_What this task involves_
Return, exactly as written, the lines that start at the one holding "Write the React, TypeScript" and end at the one holding "const total = options.reduce((s, o)", with both of those lines kept. Skip any pictures.

_Supplied entries_

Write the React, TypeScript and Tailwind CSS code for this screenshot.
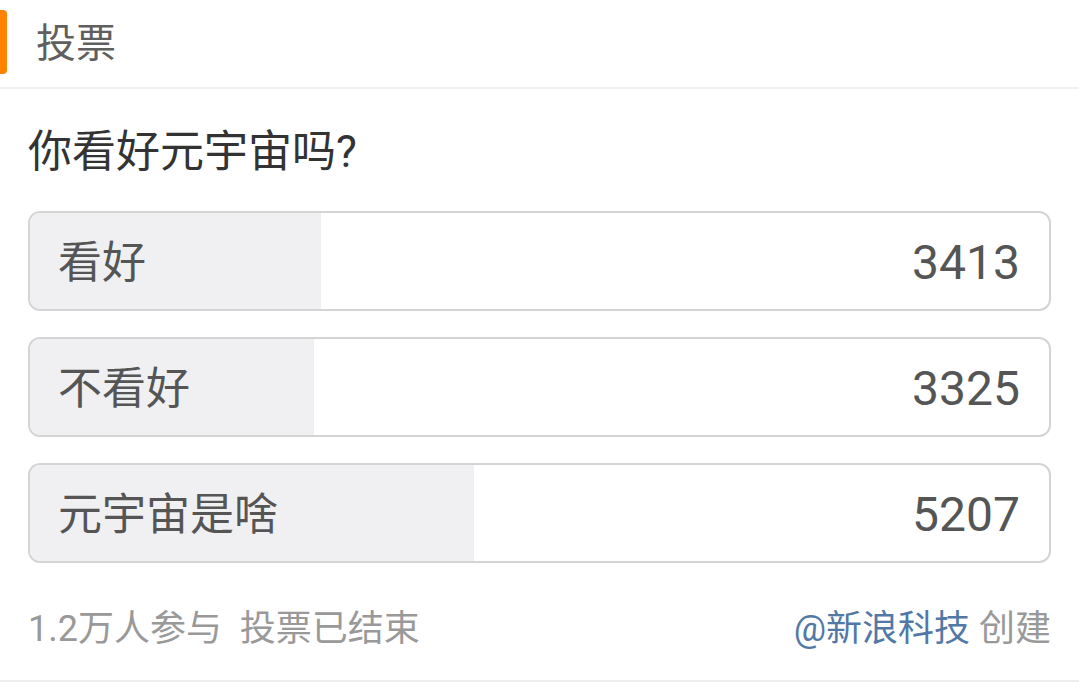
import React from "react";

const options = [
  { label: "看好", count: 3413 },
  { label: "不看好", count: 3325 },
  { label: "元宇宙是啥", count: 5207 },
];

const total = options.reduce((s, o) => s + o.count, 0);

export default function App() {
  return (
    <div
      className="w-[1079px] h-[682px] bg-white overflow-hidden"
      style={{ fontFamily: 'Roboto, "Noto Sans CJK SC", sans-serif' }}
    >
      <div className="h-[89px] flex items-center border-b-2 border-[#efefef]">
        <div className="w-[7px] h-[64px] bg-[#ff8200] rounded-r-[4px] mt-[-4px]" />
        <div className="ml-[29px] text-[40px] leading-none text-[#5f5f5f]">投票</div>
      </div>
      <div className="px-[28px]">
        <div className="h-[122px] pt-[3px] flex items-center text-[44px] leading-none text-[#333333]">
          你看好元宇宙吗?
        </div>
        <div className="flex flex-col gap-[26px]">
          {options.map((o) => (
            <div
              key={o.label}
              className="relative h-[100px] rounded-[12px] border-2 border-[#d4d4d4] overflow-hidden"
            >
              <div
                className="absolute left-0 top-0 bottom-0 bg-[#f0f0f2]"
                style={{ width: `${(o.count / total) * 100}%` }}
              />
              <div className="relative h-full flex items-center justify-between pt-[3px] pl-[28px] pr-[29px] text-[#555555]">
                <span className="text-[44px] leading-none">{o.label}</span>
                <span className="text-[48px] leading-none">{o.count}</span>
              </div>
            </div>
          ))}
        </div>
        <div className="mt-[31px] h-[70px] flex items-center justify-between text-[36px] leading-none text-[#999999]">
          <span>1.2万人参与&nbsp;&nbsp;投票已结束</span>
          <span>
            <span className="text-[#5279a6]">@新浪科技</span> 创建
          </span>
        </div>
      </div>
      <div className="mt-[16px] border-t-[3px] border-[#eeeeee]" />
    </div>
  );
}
...
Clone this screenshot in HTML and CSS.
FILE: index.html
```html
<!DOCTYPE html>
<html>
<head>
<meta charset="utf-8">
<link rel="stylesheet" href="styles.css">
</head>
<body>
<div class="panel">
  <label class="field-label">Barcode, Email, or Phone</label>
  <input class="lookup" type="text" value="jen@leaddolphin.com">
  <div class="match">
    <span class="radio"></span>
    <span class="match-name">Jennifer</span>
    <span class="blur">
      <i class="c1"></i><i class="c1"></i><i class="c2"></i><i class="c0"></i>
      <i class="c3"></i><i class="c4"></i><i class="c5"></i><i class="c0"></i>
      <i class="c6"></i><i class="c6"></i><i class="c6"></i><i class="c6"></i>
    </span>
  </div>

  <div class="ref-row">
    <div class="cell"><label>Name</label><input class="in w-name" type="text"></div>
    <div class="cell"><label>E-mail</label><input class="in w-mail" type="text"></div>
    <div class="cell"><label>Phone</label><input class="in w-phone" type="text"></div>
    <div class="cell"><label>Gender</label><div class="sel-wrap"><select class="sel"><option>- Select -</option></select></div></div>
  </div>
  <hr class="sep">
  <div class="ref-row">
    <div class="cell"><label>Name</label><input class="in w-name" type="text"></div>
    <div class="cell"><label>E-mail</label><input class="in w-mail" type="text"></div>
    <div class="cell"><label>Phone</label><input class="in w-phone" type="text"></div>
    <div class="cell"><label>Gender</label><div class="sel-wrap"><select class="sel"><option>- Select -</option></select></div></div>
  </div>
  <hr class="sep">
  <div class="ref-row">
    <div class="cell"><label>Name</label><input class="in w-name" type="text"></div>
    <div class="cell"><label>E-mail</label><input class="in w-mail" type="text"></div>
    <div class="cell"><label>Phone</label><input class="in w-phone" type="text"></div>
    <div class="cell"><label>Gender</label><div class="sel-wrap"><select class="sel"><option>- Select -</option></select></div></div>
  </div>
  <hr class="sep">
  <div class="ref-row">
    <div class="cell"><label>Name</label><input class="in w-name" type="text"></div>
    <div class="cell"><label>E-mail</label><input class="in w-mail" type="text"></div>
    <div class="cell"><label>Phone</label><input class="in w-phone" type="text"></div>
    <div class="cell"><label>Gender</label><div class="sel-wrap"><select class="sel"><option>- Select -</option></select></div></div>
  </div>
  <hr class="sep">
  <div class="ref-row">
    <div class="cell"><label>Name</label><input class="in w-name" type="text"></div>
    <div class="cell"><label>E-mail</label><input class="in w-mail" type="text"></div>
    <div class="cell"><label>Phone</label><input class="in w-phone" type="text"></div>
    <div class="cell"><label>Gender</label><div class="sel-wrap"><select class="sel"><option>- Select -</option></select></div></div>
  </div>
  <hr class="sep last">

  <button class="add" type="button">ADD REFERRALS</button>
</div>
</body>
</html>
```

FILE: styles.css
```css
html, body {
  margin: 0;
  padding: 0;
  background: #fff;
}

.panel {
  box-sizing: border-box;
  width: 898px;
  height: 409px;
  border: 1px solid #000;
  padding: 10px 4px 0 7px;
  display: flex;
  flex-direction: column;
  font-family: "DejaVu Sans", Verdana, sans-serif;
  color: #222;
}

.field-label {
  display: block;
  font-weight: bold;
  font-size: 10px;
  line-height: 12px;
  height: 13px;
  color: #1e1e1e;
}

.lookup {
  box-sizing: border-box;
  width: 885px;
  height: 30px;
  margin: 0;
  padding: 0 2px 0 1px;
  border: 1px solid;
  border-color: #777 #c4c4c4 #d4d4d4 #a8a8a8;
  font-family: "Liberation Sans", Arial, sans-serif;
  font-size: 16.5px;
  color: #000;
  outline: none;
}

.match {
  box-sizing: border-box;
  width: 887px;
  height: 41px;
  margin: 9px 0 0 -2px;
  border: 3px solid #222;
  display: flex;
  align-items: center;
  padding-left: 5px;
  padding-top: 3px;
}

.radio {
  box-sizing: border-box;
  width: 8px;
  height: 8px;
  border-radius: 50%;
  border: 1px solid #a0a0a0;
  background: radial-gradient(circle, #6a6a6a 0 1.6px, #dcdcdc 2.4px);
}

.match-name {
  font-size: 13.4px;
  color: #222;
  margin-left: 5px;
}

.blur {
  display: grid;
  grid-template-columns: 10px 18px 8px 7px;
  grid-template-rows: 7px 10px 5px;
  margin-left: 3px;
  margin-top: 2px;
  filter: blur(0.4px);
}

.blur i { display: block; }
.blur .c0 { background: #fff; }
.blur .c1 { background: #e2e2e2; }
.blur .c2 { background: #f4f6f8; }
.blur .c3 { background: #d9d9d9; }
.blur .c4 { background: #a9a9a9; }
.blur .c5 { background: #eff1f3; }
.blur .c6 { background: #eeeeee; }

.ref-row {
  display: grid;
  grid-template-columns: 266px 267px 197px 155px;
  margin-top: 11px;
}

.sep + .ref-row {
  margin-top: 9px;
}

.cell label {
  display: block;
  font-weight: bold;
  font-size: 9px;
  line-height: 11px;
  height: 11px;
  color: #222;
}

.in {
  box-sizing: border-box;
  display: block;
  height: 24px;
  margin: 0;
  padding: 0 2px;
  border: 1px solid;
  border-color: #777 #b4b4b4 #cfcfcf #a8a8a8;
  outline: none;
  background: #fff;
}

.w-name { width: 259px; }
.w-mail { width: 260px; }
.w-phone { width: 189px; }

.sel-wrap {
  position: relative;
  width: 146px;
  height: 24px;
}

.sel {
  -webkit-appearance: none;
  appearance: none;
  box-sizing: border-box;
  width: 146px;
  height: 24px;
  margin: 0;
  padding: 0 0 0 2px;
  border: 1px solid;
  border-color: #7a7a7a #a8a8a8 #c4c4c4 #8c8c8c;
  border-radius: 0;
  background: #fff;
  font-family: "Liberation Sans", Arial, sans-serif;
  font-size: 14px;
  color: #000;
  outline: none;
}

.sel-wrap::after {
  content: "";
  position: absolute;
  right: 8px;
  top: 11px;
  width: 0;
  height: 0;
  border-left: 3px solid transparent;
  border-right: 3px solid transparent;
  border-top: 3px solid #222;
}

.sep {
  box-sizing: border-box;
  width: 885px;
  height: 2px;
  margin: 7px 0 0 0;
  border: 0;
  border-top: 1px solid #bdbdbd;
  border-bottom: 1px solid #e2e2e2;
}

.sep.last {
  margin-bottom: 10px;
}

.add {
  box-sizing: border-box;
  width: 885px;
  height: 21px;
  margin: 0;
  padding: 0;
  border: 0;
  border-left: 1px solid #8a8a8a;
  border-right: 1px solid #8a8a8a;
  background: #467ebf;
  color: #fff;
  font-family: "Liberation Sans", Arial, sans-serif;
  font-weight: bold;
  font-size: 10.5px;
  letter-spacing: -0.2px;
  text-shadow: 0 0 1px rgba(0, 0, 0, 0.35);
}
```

_Exercise answer_
Write the React, TypeScript and Tailwind CSS code for this screenshot.
import React from "react";

const options = [
  { label: "看好", count: 3413 },
  { label: "不看好", count: 3325 },
  { label: "元宇宙是啥", count: 5207 },
];

const total = options.reduce((s, o) => s + o.count, 0);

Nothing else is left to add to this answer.